Stated goal: Skip every picture, and extract verbatim the lines from the line containing "Convert this table" to the line containing "const template = columns.map(c", both lines included.

------------------------------------------------------------

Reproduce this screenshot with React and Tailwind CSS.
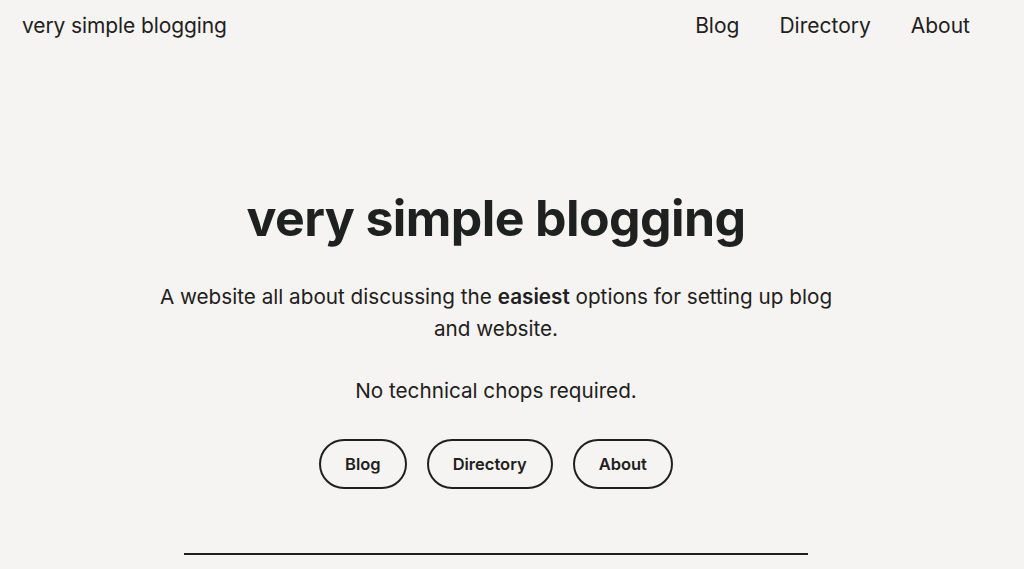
export default function App() {
  const font = { fontFamily: "Inter, 'Noto Sans', sans-serif" };
  return (
    <div className="min-h-[569px] bg-[#f5f4f2] text-[#1f2020]" style={font}>
      <div className="w-[992px]">
        <header className="flex items-center justify-between pl-[22px] pr-[22px] h-[52px]">
          <a className="text-[21px] tracking-[-0.1px]">very simple blogging</a>
          <nav className="flex gap-[40px] text-[21px]">
            <a>Blog</a>
            <a>Directory</a>
            <a>About</a>
          </nav>
        </header>
        <main className="flex flex-col items-center pt-[136px]">
          <h1 className="text-[50px] font-bold leading-[60px] tracking-[-0.6px]">very simple blogging</h1>
          <p className="mt-[33px] text-[20.7px] leading-[32px] text-center w-[696px]">
            A website all about discussing the <strong className="font-semibold">easiest</strong> options for setting up blog and website.
          </p>
          <p className="mt-[30px] text-[20.7px] leading-[32px]">No technical chops required.</p>
          <div className="mt-[32px] flex gap-[20px]">
            <a className="h-[50px] px-[24px] flex items-center rounded-full border-2 border-[#1f2020] text-[16.5px] font-semibold">Blog</a>
            <a className="h-[50px] px-[24px] flex items-center rounded-full border-2 border-[#1f2020] text-[16.5px] font-semibold">Directory</a>
            <a className="h-[50px] px-[24px] flex items-center rounded-full border-2 border-[#1f2020] text-[16.5px] font-semibold">About</a>
          </div>
          <hr className="mt-[64px] w-[624px] border-0 h-[2px] bg-[#1f2020]" />
        </main>
      </div>
    </div>
  );
}
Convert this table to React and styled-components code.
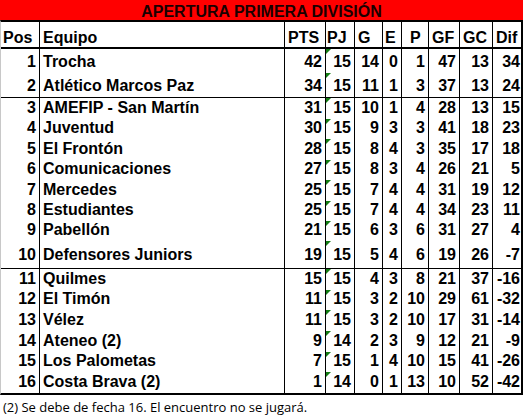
import React from 'react';
import styled, { createGlobalStyle } from 'styled-components';

const GlobalStyle = createGlobalStyle`
  body {
    margin: 0;
    background: #fff;
    font-family: "Liberation Sans", Arial, sans-serif;
  }
`;

const columns = [
  { key: 'pos', label: 'Pos', width: 39, headPad: 2, align: 'right' },
  { key: 'team', label: 'Equipo', width: 245, headPad: 3, align: 'left' },
  { key: 'pts', label: 'PTS', width: 41, headPad: 3, align: 'right' },
  { key: 'pj', label: 'PJ', width: 29, headPad: 1, align: 'right', flag: true },
  { key: 'g', label: 'G', width: 28, headPad: 3, align: 'right' },
  { key: 'e', label: 'E', width: 19, headPad: 2, align: 'right' },
  { key: 'p', label: 'P', width: 27, headPad: 8, align: 'right' },
  { key: 'gf', label: 'GF', width: 31, headPad: 3, align: 'right' },
  { key: 'gc', label: 'GC', width: 33, headPad: 3, align: 'right' },
  { key: 'dif', label: 'Dif', width: 28, headPad: 3, align: 'right', last: true },
];

const template = columns.map(c => `${c.width}px`).join(' ');

// heights per row; the taller 10th row sits its text a bit higher
const groups = [
  {
    heights: [24, 24],
    rows: [
      [1, 'Trocha', 42, 15, 14, 0, 1, 47, 13, 34],
      [2, 'Atlético Marcos Paz', 34, 15, 11, 1, 3, 37, 13, 24],
    ],
  },
  {
    heights: [21, 20, 21, 20, 21, 20, 20, 27],
    rows: [
      [3, 'AMEFIP - San Martín', 31, 15, 10, 1, 4, 28, 13, 15],
      [4, 'Juventud', 30, 15, 9, 3, 3, 41, 18, 23],
      [5, 'El Frontón', 28, 15, 8, 4, 3, 35, 17, 18],
      [6, 'Comunicaciones', 27, 15, 8, 3, 4, 26, 21, 5],
      [7, 'Mercedes', 25, 15, 7, 4, 4, 31, 19, 12],
      [8, 'Estudiantes', 25, 15, 7, 4, 4, 34, 23, 11],
      [9, 'Pabellón', 21, 15, 6, 3, 6, 31, 27, 4],
      [10, 'Defensores Juniors', 19, 15, 5, 4, 6, 19, 26, -7],
    ],
  },
  {
    heights: [21, 20, 21, 21, 20, 21],
    rows: [
      [11, 'Quilmes', 15, 15, 4, 3, 8, 21, 37, -16],
      [12, 'El Timón', 11, 15, 3, 2, 10, 29, 61, -32],
      [13, 'Vélez', 11, 15, 3, 2, 10, 17, 31, -14],
      [14, 'Ateneo (2)', 9, 14, 2, 3, 9, 12, 21, -9],
      [15, 'Los Palometas', 7, 15, 1, 4, 10, 15, 41, -26],
      [16, 'Costa Brava (2)', 1, 14, 0, 1, 13, 10, 52, -42],
    ],
  },
];

const Sheet = styled.div`
  width: 523px;
  color: #000;
`;

const Title = styled.div`
  height: 20px;
  background: #ff0000;
  display: flex;
  align-items: flex-end;
  justify-content: center;
  font-weight: bold;
  font-size: 16px;
  line-height: 17px;
  color: #1a0000;
`;

const Table = styled.div`
  border-top: 2px solid #000;
  border-left: 1px solid #c8c8c8;
  border-right: 2px solid #000;
  border-bottom: 2px solid #000;
`;

const Row = styled.div`
  display: grid;
  grid-template-columns: ${template};
  height: ${p => p.h}px;
  font-weight: bold;
  font-size: 16px;
  line-height: 17px;
`;

const HeaderRow = styled(Row)`
  border-bottom: 2px solid #000;
`;

const Group = styled.div`
  & + & {
    border-top: 1px solid #000;
  }
`;

const Cell = styled.div`
  position: relative;
  display: flex;
  align-items: flex-end;
  justify-content: ${p => (p.align === 'right' ? 'flex-end' : 'flex-start')};
  padding: 0 ${p => (p.last ? 1 : 3)}px ${p => p.pb}px ${p => (p.align === 'left' ? 3 : 0)}px;
  border-right: ${p => (p.last ? 'none' : '1px solid #000')};
  white-space: nowrap;
  overflow: hidden;
`;

const HeadCell = styled(Cell)`
  justify-content: flex-start;
  padding: 0 0 1px ${p => p.pad}px;
`;

const Flag = styled.span`
  position: absolute;
  top: 0;
  left: 0;
  width: 0;
  height: 0;
  border-top: 5px solid #137d13;
  border-right: 5px solid transparent;
`;

const Footnote = styled.div`
  height: 21px;
  padding: 3px 0 0 3px;
  box-sizing: border-box;
  display: flex;
  align-items: center;
  font-family: "Open Sans", "Noto Sans", sans-serif;
  font-size: 13px;
  color: #000;
`;

const App = () => (
  <>
    <GlobalStyle />
    <Sheet>
      <Title>APERTURA PRIMERA DIVISIÓN</Title>
      <Table>
        <HeaderRow h={25}>
          {columns.map(c => (
            <HeadCell key={c.key} pad={c.headPad} last={c.last}>
              {c.label}
            </HeadCell>
          ))}
        </HeaderRow>
        {groups.map((group, gi) => (
          <Group key={gi}>
            {group.rows.map((row, ri) => {
              const h = group.heights[ri];
              const pb = h > 25 ? 5 : 3;
              return (
                <Row key={row[0]} h={h}>
                  {columns.map((c, ci) => (
                    <Cell key={c.key} align={c.align} last={c.last} pb={pb}>
                      {c.flag && <Flag />}
                      {row[ci]}
                    </Cell>
                  ))}
                </Row>
              );
            })}
          </Group>
        ))}
      </Table>
      <Footnote>(2) Se debe de fecha 16. El encuentro no se jugará.</Footnote>
    </Sheet>
  </>
);

export default App;
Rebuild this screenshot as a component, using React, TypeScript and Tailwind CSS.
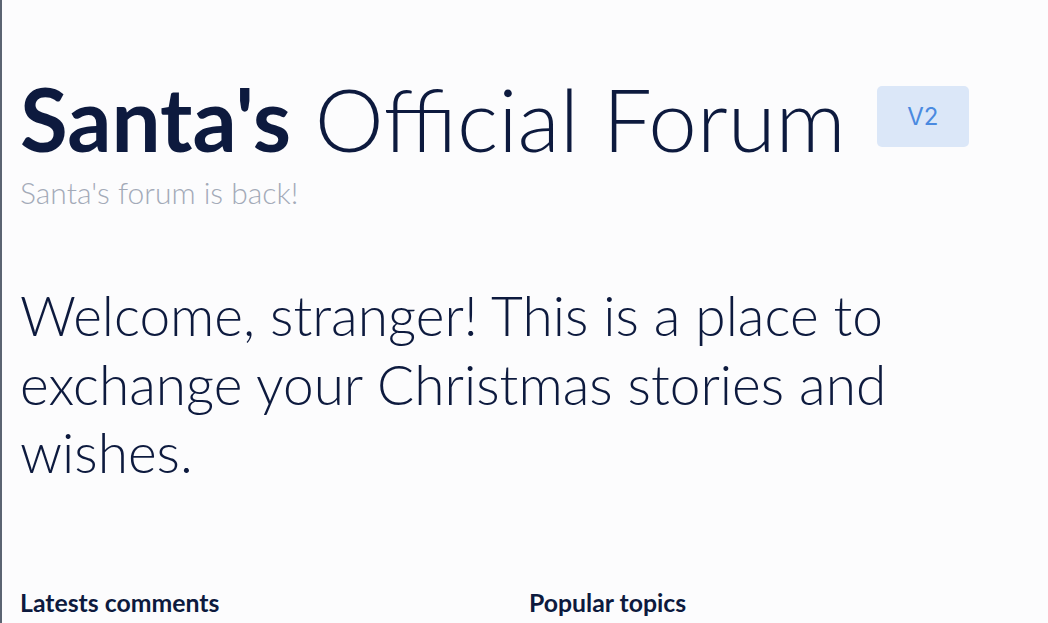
import React from "react";

export default function App() {
  return (
    <div
      className="min-h-[623px] w-full bg-[#fcfcfd] border-l-2 border-[#5b6472] text-[#0d1a3e]"
      style={{ fontFamily: "Lato, 'Noto Sans', sans-serif" }}
    >
      <div className="pl-[18px] pr-[10px] pt-[67px]">
        <div className="flex items-start">
          <h1 className="text-[87.2px] leading-[104px] font-light whitespace-nowrap">
            <span className="font-bold">Santa's</span> Official Forum
          </h1>
          <span
            className="ml-[31px] mt-[19px] flex h-[61px] w-[92px] items-center justify-center rounded-[5px] bg-[#dbe7f8] text-[24px] text-[#4a8ae0]"
            style={{ fontFamily: "Inter, 'Noto Sans', sans-serif" }}
          >
            V2
          </span>
        </div>
        <p className="mt-[3px] text-[30px] leading-[36px] font-light text-[#a3aab8]">
          Santa's forum is back!
        </p>
        <p className="mt-[71px] text-[55px] leading-[68.5px] font-light max-w-[900px]">
          Welcome, stranger! This is a place to exchange your Christmas stories and wishes.
        </p>
        <div className="mt-[101px] grid grid-cols-2">
          <h2 className="text-[24.8px] leading-[30px] font-bold">Latests comments</h2>
          <h2 className="text-[24.8px] leading-[30px] font-bold">Popular topics</h2>
        </div>
      </div>
    </div>
  );
}
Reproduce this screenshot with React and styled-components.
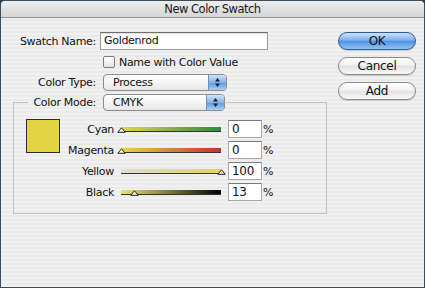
import React from "react";
import styled, { createGlobalStyle } from "styled-components";

const GlobalStyle = createGlobalStyle`
  html, body {
    margin: 0;
    padding: 0;
    background: #2f3c46;
  }
  #root {
    width: 425px;
    height: 288px;
  }
`;

const sliders = [
  { name: "Cyan", value: 0, from: "#e6d64a", to: "#2f8a3e" },
  { name: "Magenta", value: 0, from: "#e6d64a", to: "#c4302f" },
  { name: "Yellow", value: 100, from: "#dddddd", to: "#e6d64a" },
  { name: "Black", value: 13, from: "#efe27a", to: "#000000" },
];

const StepperArrows = () => (
  <svg width="7" height="11" viewBox="0 0 7 11">
    <path d="M3.5 1 L6 4.5 L1 4.5 Z" fill="#10203a" />
    <path d="M3.5 10 L6 6.5 L1 6.5 Z" fill="#10203a" />
  </svg>
);

const Thumb = () => (
  <svg width="9" height="6" viewBox="0 0 9 6">
    <path d="M4.5 0.8 L8.2 5.3 L0.8 5.3 Z" fill="#fbf7e0" stroke="#222" strokeWidth="1" />
  </svg>
);

const PopUp = ({ children, width }) => (
  <Select $width={width}>
    <SelectText>{children}</SelectText>
    <Stepper>
      <StepperArrows />
    </Stepper>
  </Select>
);

const App = () => {
  return (
    <>
      <GlobalStyle />
      <Window>
        <TitleBar>New Color Swatch</TitleBar>
        <Body>
          <Main>
            <FieldRow>
              <Label>Swatch Name:</Label>
              <TextField>Goldenrod</TextField>
            </FieldRow>
            <CheckRow>
              <CheckBox />
              <span>Name with Color Value</span>
            </CheckRow>
            <FieldRow $top={6}>
              <Label>Color Type:</Label>
              <PopUp width={124}>Process</PopUp>
            </FieldRow>
            <Group>
              <Legend>
                <Label $width={65}>Color Mode:</Label>
                <PopUp width={122}>CMYK</PopUp>
              </Legend>
              <GroupBody>
                <Swatch />
                <SliderGrid>
                  {sliders.map((s) => (
                    <React.Fragment key={s.name}>
                      <SliderLabel>{s.name}</SliderLabel>
                      <Track $from={s.from} $to={s.to}>
                        <ThumbWrap style={{ left: `${s.value}%` }}>
                          <Thumb />
                        </ThumbWrap>
                      </Track>
                      <NumberField>{s.value}</NumberField>
                      <Percent>%</Percent>
                    </React.Fragment>
                  ))}
                </SliderGrid>
              </GroupBody>
            </Group>
          </Main>
          <Buttons>
            <AquaButton $primary>OK</AquaButton>
            <AquaButton>Cancel</AquaButton>
            <AquaButton>Add</AquaButton>
          </Buttons>
        </Body>
      </Window>
    </>
  );
};

export default App;

const Window = styled.div`
  width: 425px;
  height: 288px;
  box-sizing: border-box;
  border: 1px solid #3e4d59;
  border-radius: 5px 5px 0 0;
  overflow: hidden;
  display: flex;
  flex-direction: column;
  font-family: "DejaVu Sans", "Liberation Sans", sans-serif;
  font-size: 11px;
  letter-spacing: -0.3px;
  color: #111;
  background: repeating-linear-gradient(
    to bottom,
    #f1f1f1 0px,
    #f1f1f1 2px,
    #eaeaea 2px,
    #eaeaea 4px
  );
`;

const TitleBar = styled.div`
  height: 16px;
  flex: none;
  border-bottom: 1px solid #8f8f8f;
  background: linear-gradient(to bottom, #eeeeee, #d6d6d6);
  display: flex;
  align-items: center;
  justify-content: center;
  font-size: 11.5px;
  letter-spacing: -0.5px;
  color: #1a1a1a;
`;

const Body = styled.div`
  display: flex;
  padding: 14px 0 0 12px;
`;

const Main = styled.div`
  width: 314px;
  display: flex;
  flex-direction: column;
`;

const FieldRow = styled.div`
  display: flex;
  align-items: center;
  gap: 4px;
  margin-top: ${(p) => p.$top || 0}px;
`;

const Label = styled.div`
  width: ${(p) => p.$width || 83}px;
  flex: none;
  display: flex;
  justify-content: flex-end;
  white-space: nowrap;
`;

const TextField = styled.div`
  width: 168px;
  height: 18px;
  box-sizing: border-box;
  background: #fff;
  border: 1px solid #9a9a9a;
  border-top-color: #6e6e6e;
  box-shadow: inset 0 1px 1px rgba(0, 0, 0, 0.12);
  padding: 0 3px;
  line-height: 16px;
`;

const CheckRow = styled.div`
  display: flex;
  align-items: center;
  gap: 4px;
  margin: 6px 0 0 90px;
  height: 12px;
`;

const CheckBox = styled.div`
  width: 12px;
  height: 12px;
  box-sizing: border-box;
  border: 1px solid #7d7d7d;
  border-radius: 2px;
  background: linear-gradient(to bottom, #ffffff, #e4e4e4);
`;

const Select = styled.div`
  width: ${(p) => p.$width}px;
  height: 17px;
  box-sizing: border-box;
  margin-left: 3px;
  display: flex;
  border: 1px solid #8c8c8c;
  border-radius: 4px;
  background: linear-gradient(to bottom, #ffffff, #f2f2f2 60%, #e6e6e6);
  overflow: hidden;
`;

const SelectText = styled.div`
  flex: 1;
  padding-left: 9px;
  line-height: 15px;
`;

const Stepper = styled.div`
  width: 17px;
  display: flex;
  align-items: center;
  justify-content: center;
  border-left: 1px solid #6f8fb8;
  background: linear-gradient(to bottom, #cfe3f8, #86b3e6 50%, #5d97db 51%, #a9d0f5);
`;

const Group = styled.fieldset`
  margin: 3px 0 0 0;
  padding: 0 0 12px 12px;
  width: 314px;
  box-sizing: border-box;
  border: 1px solid #c2c2c2;
  border-radius: 0;
  min-width: 0;
`;

const Legend = styled.legend`
  display: flex;
  align-items: center;
  margin-left: 2px;
  padding: 0 1px 0 3px;
  gap: 4px;
`;

const GroupBody = styled.div`
  display: flex;
  align-items: flex-start;
  gap: 4px;
  padding-top: 8px;
`;

const Swatch = styled.div`
  width: 34px;
  height: 34px;
  box-sizing: border-box;
  border: 1px solid #2b2b2b;
  background: #e4d444;
`;

const SliderGrid = styled.div`
  margin-top: 1px;
  display: grid;
  grid-template-columns: 50px 100px 34px auto;
  grid-auto-rows: 18px;
  row-gap: 3px;
  column-gap: 7px;
  align-items: center;
`;

const SliderLabel = styled.div`
  white-space: nowrap;
  display: flex;
  justify-content: flex-end;
`;

const Track = styled.div`
  position: relative;
  height: 4px;
  border-bottom: 1px solid #333;
  background: linear-gradient(to right, ${(p) => p.$from}, ${(p) => p.$to});
`;

const ThumbWrap = styled.div`
  position: absolute;
  top: 0px;
  width: 9px;
  height: 6px;
  margin-left: -4px;
  line-height: 0;
`;

const NumberField = styled.div`
  height: 18px;
  box-sizing: border-box;
  background: #fff;
  border: 1px solid #a8a8a8;
  border-top-color: #7a7a7a;
  padding: 0 3px;
  line-height: 16px;
  font-size: 12px;
`;

const Percent = styled.div`
  margin-left: -6px;
`;

const Buttons = styled.div`
  margin-left: 11px;
  width: 78px;
  display: flex;
  flex-direction: column;
  gap: 7px;
`;

const AquaButton = styled.div`
  height: 18px;
  box-sizing: border-box;
  border-radius: 9px;
  display: flex;
  align-items: center;
  justify-content: center;
  font-size: 12px;
  border: 1px solid ${(p) => (p.$primary ? "#2e5c96" : "#8a8a8a")};
  background: ${(p) =>
    p.$primary
      ? "linear-gradient(to bottom, #c9e2fa, #7fb3ea 45%, #4f92e0 50%, #8cc3f5 100%)"
      : "linear-gradient(to bottom, #ffffff, #f2f2f2 45%, #e2e2e2 50%, #f8f8f8 100%)"};
  box-shadow: 0 1px 1px rgba(0, 0, 0, 0.15);
  color: #111;
`;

------------------------------------------------------------

Response to this exercise:
Convert this table to React and styled-components code.
import React from 'react';
import styled, { createGlobalStyle } from 'styled-components';

const GlobalStyle = createGlobalStyle`
  body {
    margin: 0;
    background: #fff;
    font-family: "Liberation Sans", Arial, sans-serif;
  }
`;

const columns = [
  { key: 'pos', label: 'Pos', width: 39, headPad: 2, align: 'right' },
  { key: 'team', label: 'Equipo', width: 245, headPad: 3, align: 'left' },
  { key: 'pts', label: 'PTS', width: 41, headPad: 3, align: 'right' },
  { key: 'pj', label: 'PJ', width: 29, headPad: 1, align: 'right', flag: true },
  { key: 'g', label: 'G', width: 28, headPad: 3, align: 'right' },
  { key: 'e', label: 'E', width: 19, headPad: 2, align: 'right' },
  { key: 'p', label: 'P', width: 27, headPad: 8, align: 'right' },
  { key: 'gf', label: 'GF', width: 31, headPad: 3, align: 'right' },
  { key: 'gc', label: 'GC', width: 33, headPad: 3, align: 'right' },
  { key: 'dif', label: 'Dif', width: 28, headPad: 3, align: 'right', last: true },
];

const template = columns.map(c => `${c.width}px`).join(' ');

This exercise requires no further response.